Marcel: What? But the normal rate is 24%!!
Athanase: Indeed, we are now involved in the pineapple partnership, which is considered as a kind of guarantee! By the way, the processor also benefits from this positive image. They received a bonus of 1% on their investment credit - and as we are talking about millions, even 1% counts!
Marcel still needs more arguments to be convinced… and Athanase and agribusiness coach Nina are happy to provide him more. Read the complete dialogue in the ‘Not by technology and money alone’ booklet where you can find the full stories.
Next weeks’ blog will feature stories on how capacity strengthening impacts and stimulates market opportunities for youth- and women agripreneurs.

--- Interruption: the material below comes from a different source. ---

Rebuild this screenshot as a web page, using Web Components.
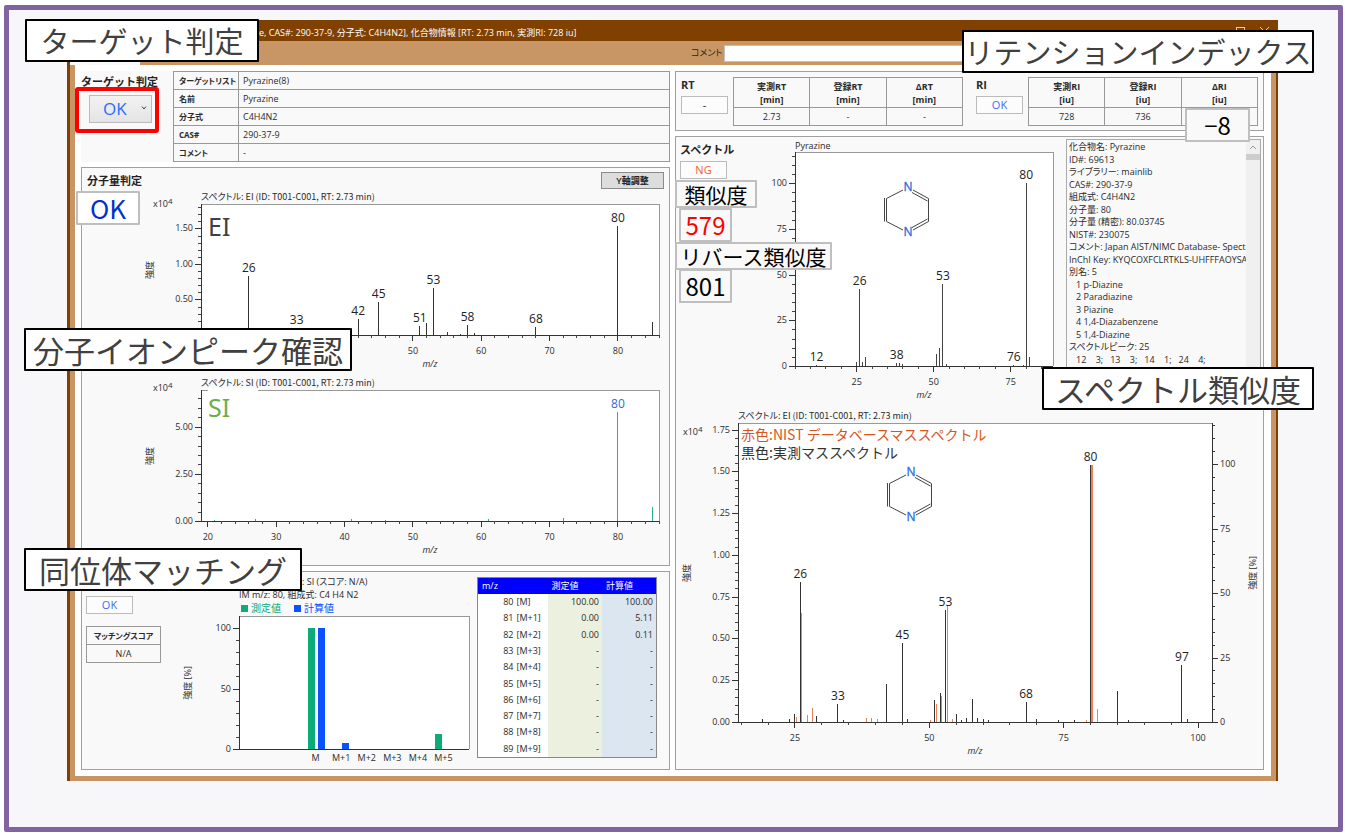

You still have the opportunity to hear these – and more - stories first hand: we welcome you to join and register for the 2017 2SCALE event, November 7th in Utrecht, The Netherlands (just a few more seats left!).
1 2SCALE (Towards Sustainable Clusters in Agribusiness through Learning in Entrepreneurship) is a major agribusiness incubator programme implemented since 2012. The programme promotes inclusive agribusiness partnerships in nine African countries and is implemented through an international consortium, led by the International Fertiliser Development Centre (IFDC) together with the Base-of-the-Pyramid Innovation Centre (BoPInc) and ICRA, an international centre for developing facilitation skills in agriculture.
2 Association de lutte pour la promotion des initiatives de développement
3 The pineapple platform is formed by representatives of all the local-level ABCs and some other regional actors involved in the pineapple value chain.